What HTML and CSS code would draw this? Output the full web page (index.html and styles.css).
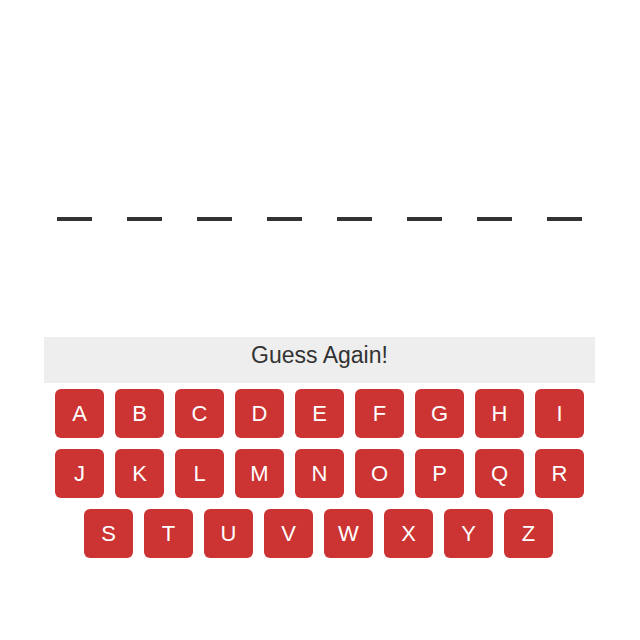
FILE: index.html
```html
<!DOCTYPE html>
<html>
<head>
<meta charset="utf-8">
<link rel="stylesheet" href="styles.css">
</head>
<body>
<div class="game">
  <div class="word">
    <span class="dash"></span><span class="dash"></span><span class="dash"></span><span class="dash"></span>
    <span class="dash"></span><span class="dash"></span><span class="dash"></span><span class="dash"></span>
  </div>
  <div class="status">Guess Again!</div>
  <div class="keyboard">
    <div class="row">
      <button class="key">A</button><button class="key">B</button><button class="key">C</button><button class="key">D</button><button class="key">E</button><button class="key">F</button><button class="key">G</button><button class="key">H</button><button class="key">I</button>
    </div>
    <div class="row">
      <button class="key">J</button><button class="key">K</button><button class="key">L</button><button class="key">M</button><button class="key">N</button><button class="key">O</button><button class="key">P</button><button class="key">Q</button><button class="key">R</button>
    </div>
    <div class="row row-last">
      <button class="key">S</button><button class="key">T</button><button class="key">U</button><button class="key">V</button><button class="key">W</button><button class="key">X</button><button class="key">Y</button><button class="key">Z</button>
    </div>
  </div>
</div>
</body>
</html>
```
FILE: styles.css
```css
html, body {
  margin: 0;
  padding: 0;
  background: #ffffff;
  font-family: "Liberation Sans", Arial, sans-serif;
}
.game {
  width: 551px;
  margin: 0 0 0 44px;
}
.word {
  display: flex;
  justify-content: center;
  gap: 35px;
  padding-top: 217px;
}
.dash {
  display: block;
  width: 35px;
  height: 4px;
  background: #333333;
}
.status {
  margin-top: 116px;
  height: 46px;
  line-height: 36px;
  background: #eeeeee;
  color: #333333;
  font-size: 23px;
  text-align: center;
}
.keyboard {
  display: flex;
  flex-direction: column;
  gap: 11px;
  margin-top: 6px;
}
.row {
  display: flex;
  justify-content: center;
  gap: 11px;
}
.row-last {
  padding-right: 2px;
}
.key {
  width: 49px;
  height: 49px;
  border: none;
  border-radius: 6px;
  background: #cc3333;
  color: #ffffff;
  font-family: "Liberation Sans", Arial, sans-serif;
  font-size: 22px;
  padding: 0;
  margin: 0;
}
```
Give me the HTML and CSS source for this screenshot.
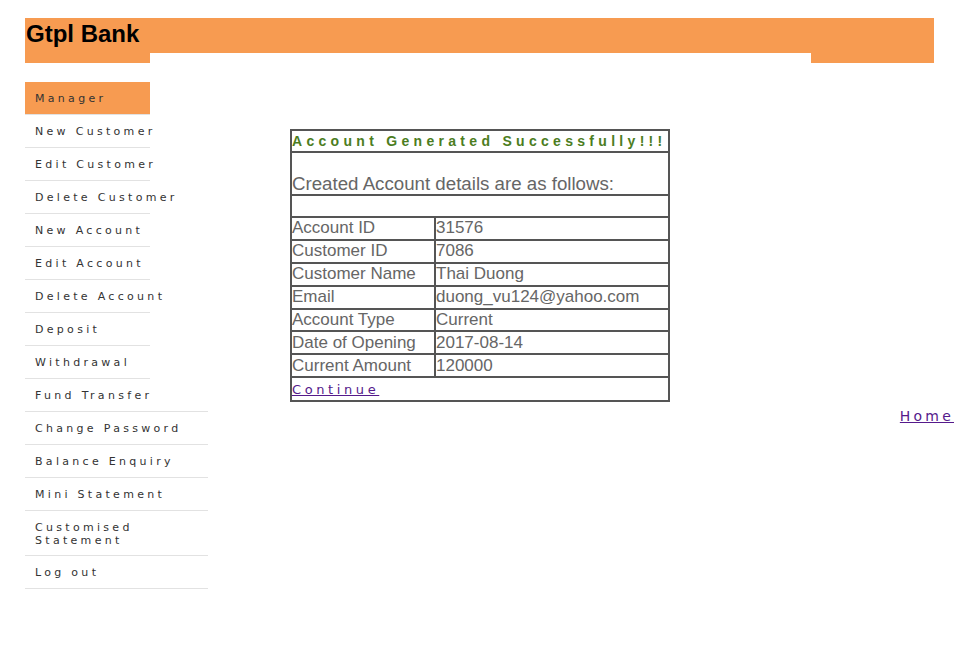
FILE: index.html
```html
<!DOCTYPE html>
<html>
<head>
<meta charset="utf-8">
<title>Gtpl Bank</title>
<link rel="stylesheet" href="styles.css">
</head>
<body>
<div class="page">
  <div class="header">
    <h2 class="brand">Gtpl Bank</h2>
  </div>
  <div class="header-tabs">
    <div class="tab-left"></div>
    <div class="tab-gap"></div>
    <div class="tab-right"></div>
  </div>
  <div class="main">
    <ul class="menu">
      <li class="item short active">Manager</li>
      <li class="item short">New Customer</li>
      <li class="item short">Edit Customer</li>
      <li class="item short">Delete Customer</li>
      <li class="item short">New Account</li>
      <li class="item short">Edit Account</li>
      <li class="item short">Delete Account</li>
      <li class="item short">Deposit</li>
      <li class="item short">Withdrawal</li>
      <li class="item">Fund Transfer</li>
      <li class="item">Change Password</li>
      <li class="item">Balance Enquiry</li>
      <li class="item">Mini Statement</li>
      <li class="item two-line">Customised<br>Statement</li>
      <li class="item">Log out</li>
    </ul>
    <div class="content">
      <table class="details">
        <colgroup><col class="col-label"><col class="col-value"></colgroup>
        <tr><td colspan="2" class="title">Account Generated Successfully!!!</td></tr>
        <tr><td colspan="2" class="intro">Created Account details are as follows:</td></tr>
        <tr><td colspan="2" class="blank">&nbsp;</td></tr>
        <tr><td>Account ID</td><td>31576</td></tr>
        <tr><td>Customer ID</td><td>7086</td></tr>
        <tr><td>Customer Name</td><td>Thai Duong</td></tr>
        <tr><td>Email</td><td>duong_vu124@yahoo.com</td></tr>
        <tr><td>Account Type</td><td>Current</td></tr>
        <tr><td>Date of Opening</td><td>2017-08-14</td></tr>
        <tr><td>Current Amount</td><td>120000</td></tr>
        <tr><td colspan="2" class="cont"><a href="#" class="link">Continue</a></td></tr>
      </table>
      <div class="home-row"><a href="#" class="link home">Home</a></div>
    </div>
  </div>
</div>
</body>
</html>
```

FILE: styles.css
```css
html, body {
  margin: 0;
  padding: 0;
  background: #ffffff;
}
.page {
  padding-top: 18px;
  font-family: "Liberation Sans", Arial, sans-serif;
}
.header {
  margin-left: 25px;
  width: 909px;
  height: 35px;
  background: #f79b51;
}
.brand {
  margin: 0;
  padding: 2px 0 0 1px;
  font-size: 24px;
  font-weight: bold;
  color: #000;
  line-height: 27px;
}
.header-tabs {
  margin-left: 25px;
  width: 909px;
  height: 10px;
  display: flex;
}
.tab-left {
  width: 125px;
  background: #f79b51;
}
.tab-gap {
  flex: 1;
}
.tab-right {
  width: 123px;
  background: #f79b51;
}
.main {
  display: flex;
  margin-top: 19px;
}
.menu {
  list-style: none;
  margin: 0 0 0 25px;
  padding: 0;
  width: 183px;
  flex: none;
}
.item {
  font-family: "DejaVu Sans", "Lucida Grande", sans-serif;
  font-size: 11px;
  line-height: 13px;
  letter-spacing: 3.3px;
  color: #333;
  padding: 10px 0 9px 10px;
  border-bottom: 1px solid #e2e2e2;
  white-space: nowrap;
}
.item.two-line {
  line-height: 13px;
  padding-bottom: 8px;
}
.item.short {
  width: 115px;
}
.item.active {
  background: #f79b51;
}
.content {
  flex: 1;
  padding-left: 82px;
  padding-top: 47px;
}
.details {
  border: 1px solid #555;
  border-spacing: 0;
  width: 380px;
  table-layout: fixed;
  font-family: "Liberation Sans", Arial, sans-serif;
  font-size: 17px;
  color: #666;
}
.col-label {
  width: 144px;
}
.details td {
  border: 1px solid #555;
  padding: 0;
  line-height: 20px;
  height: 20.9px;
  vertical-align: middle;
  white-space: nowrap;
  overflow: hidden;
}
.details td.title {
  font-size: 14px;
  font-weight: bold;
  letter-spacing: 4.3px;
  color: #4c7d1e;
  height: 20px;
}
.details td.intro {
  font-size: 18.7px;
  height: 41px;
  vertical-align: bottom;
}
.details td.blank {
  height: 19px;
}
.details td.cont {
  height: 22px;
}
.link {
  font-family: "DejaVu Sans", sans-serif;
  font-size: 13px;
  letter-spacing: 3.6px;
  color: #551a8b;
  text-decoration: underline;
}
.home-row {
  text-align: right;
  padding-right: 6px;
  margin-top: 5px;
}
.home {
  font-size: 14px;
  letter-spacing: 3.2px;
}
```
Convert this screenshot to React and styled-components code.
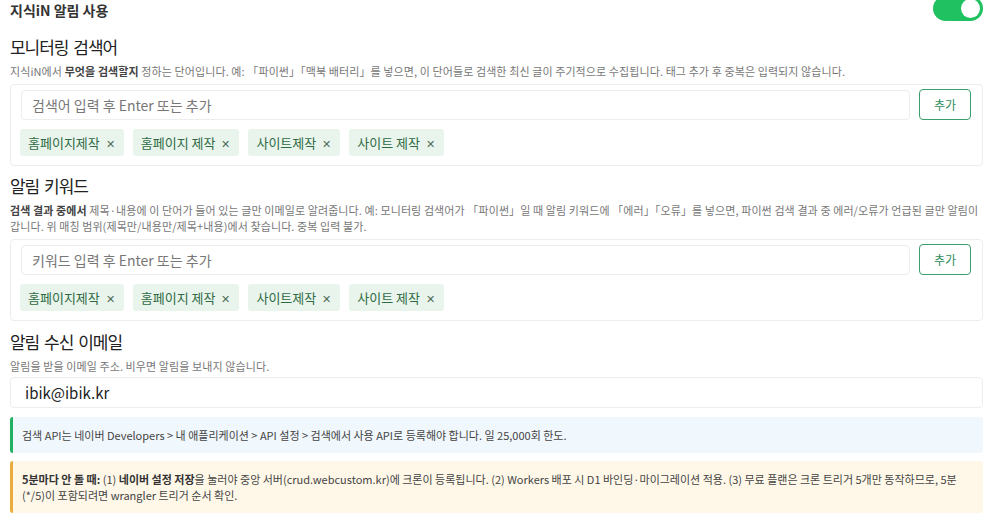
import React from "react";
import styled, { createGlobalStyle } from "styled-components";

const Global = createGlobalStyle`
  html, body { margin: 0; padding: 0; background: #fff; }
  body { font-family: "Noto Sans CJK KR", "Noto Sans", sans-serif; color: #222; }
  * { box-sizing: border-box; }
`;

const Page = styled.div`
  padding: 0 8px 0 10px;
  display: flex;
  flex-direction: column;
  width: 991px;
  height: 529px;
  overflow: hidden;
`;

const TopRow = styled.div`
  display: flex;
  align-items: center;
  justify-content: space-between;
  height: 20px;
`;

const TopLabel = styled.div`
  font-size: 14px;
  font-weight: 700;
  color: #333;
`;

const Toggle = styled.div`
  width: 50px;
  height: 25px;
  border-radius: 13px;
  background: #1fc160;
  position: relative;
  margin-top: -4px;
  &::after {
    content: "";
    position: absolute;
    right: 3px;
    top: 3px;
    width: 19px;
    height: 19px;
    border-radius: 50%;
    background: #fff;
  }
`;

const Heading = styled.h3`
  margin: ${(p) => p.$mt}px 0 0;
  font-size: 17px;
  font-weight: 400;
  color: #222;
  letter-spacing: -0.06em;
  word-spacing: 0.12em;
  line-height: 22px;
`;

const Desc = styled.p`
  margin: 5px 0 0;
  font-size: 11px;
  color: #777;
  line-height: 16px;
  letter-spacing: 0.1px;
  word-break: keep-all;
  b { color: #444; font-weight: 700; }
`;

const Card = styled.div`
  margin-top: 5px;
  border: 1px solid #ededed;
  border-radius: 4px;
  padding: 4px 10px 9px 9px;
  display: flex;
  flex-direction: column;
  gap: 9px;
`;

const InputRow = styled.div`
  display: flex;
  gap: 9px;
  align-items: center;
  padding-left: 1px;
`;

const TextInput = styled.div`
  flex: 1;
  height: 30px;
  border: 1px solid #ededed;
  border-radius: 4px;
  padding: 0 10px;
  display: flex;
  align-items: center;
  font-size: 14px;
  color: ${(p) => (p.$filled ? "#222" : "#777")};
`;

const AddButton = styled.button`
  width: 52px;
  height: 31px;
  border: 1px solid #3c9e6c;
  border-radius: 4px;
  background: #fff;
  color: #2e8b5a;
  font-family: inherit;
  font-size: 12px;
  margin-right: 1px;
  padding: 0;
`;

const Tags = styled.div`
  display: flex;
  gap: 9px;
`;

const Tag = styled.span`
  height: 27px;
  padding: 0 9px 0 8px;
  border-radius: 3px;
  background: #e9f5ec;
  color: #2f6a44;
  font-size: 13px;
  display: flex;
  align-items: center;
  gap: 6px;
`;

const Close = styled.span`
  font-size: 11px;
  color: #4c6d58;
`;

const EmailInput = styled(TextInput)`
  flex: none;
  margin-top: 3px;
  height: 31px;
  font-size: 15px;
  padding: 0 14px;
`;

const Note = styled.div`
  margin-top: ${(p) => p.$mt}px;
  border-left: 3px solid ${(p) => p.$accent};
  background: ${(p) => p.$bg};
  border-radius: 3px;
  padding: ${(p) => p.$pad};
  font-size: 11px;
  line-height: 16px;
  color: #444;
  b { font-weight: 700; color: #333; }
`;

const tags = ["홈페이지제작", "홈페이지 제작", "사이트제작", "사이트 제작"];

function TagCard({ placeholder }) {
  return (
    <Card>
      <InputRow>
        <TextInput>{placeholder}</TextInput>
        <AddButton>추가</AddButton>
      </InputRow>
      <Tags>
        {tags.map((t) => (
          <Tag key={t}>
            {t}
            <Close>✕</Close>
          </Tag>
        ))}
      </Tags>
    </Card>
  );
}

export default function App() {
  return (
    <>
      <Global />
      <Page>
        <TopRow>
          <TopLabel>지식iN 알림 사용</TopLabel>
          <Toggle />
        </TopRow>

        <Heading $mt={16}>모니터링 검색어</Heading>
        <Desc>
          지식iN에서 <b>무엇을 검색할지</b> 정하는 단어입니다. 예: 「파이썬」「맥북 배터리」를 넣으면, 이 단어들로 검색한 최신 글이 주기적으로 수집됩니다. 태그 추가 후 중복은 입력되지 않습니다.
        </Desc>
        <TagCard placeholder="검색어 입력 후 Enter 또는 추가" />

        <Heading $mt={9}>알림 키워드</Heading>
        <Desc>
          <b>검색 결과 중에서</b> 제목·내용에 이 단어가 들어 있는 글만 이메일로 알려줍니다. 예: 모니터링 검색어가 「파이썬」일 때 알림 키워드에 「에러」「오류」를 넣으면, 파이썬 검색 결과 중 에러/오류가 언급된 글만 알림이 갑니다. 위 매칭 범위(제목만/내용만/제목+내용)에서 찾습니다. 중복 입력 불가.
        </Desc>
        <TagCard placeholder="키워드 입력 후 Enter 또는 추가" />

        <Heading $mt={10}>알림 수신 이메일</Heading>
        <Desc>알림을 받을 이메일 주소. 비우면 알림을 보내지 않습니다.</Desc>
        <EmailInput $filled>ibik@ibik.kr</EmailInput>

        <Note $mt={9} $accent="#22b163" $bg="#f0f7fd" $pad="10px 12px 10px 9px">
          검색 API는 네이버 Developers &gt; 내 애플리케이션 &gt; API 설정 &gt; 검색에서 사용 API로 등록해야 합니다. 일 25,000회 한도.
        </Note>
        <Note $mt={8} $accent="#e8ad3c" $bg="#fff8e9" $pad="10px 20px 10px 9px">
          <b>5분마다 안 돌 때:</b> (1) <b>네이버 설정 저장</b>을 눌러야 중앙 서버(crud.webcustom.kr)에 크론이 등록됩니다. (2) Workers 배포 시 D1 바인딩·마이그레이션 적용. (3) 무료 플랜은 크론 트리거 5개만 동작하므로, 5분(*/5)이 포함되려면 wrangler 트리거 순서 확인.
        </Note>
      </Page>
    </>
  );
}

□ □ □ □ □

EXERCISE: Among the lines of the material, find those that hold the word "this" and copy them.

THE ANSWER:
What HTML and CSS code would draw this? Output the full web page (index.html and styles.css).
Give me the HTML and CSS source for this screenshot.
Convert this screenshot to React and styled-components code.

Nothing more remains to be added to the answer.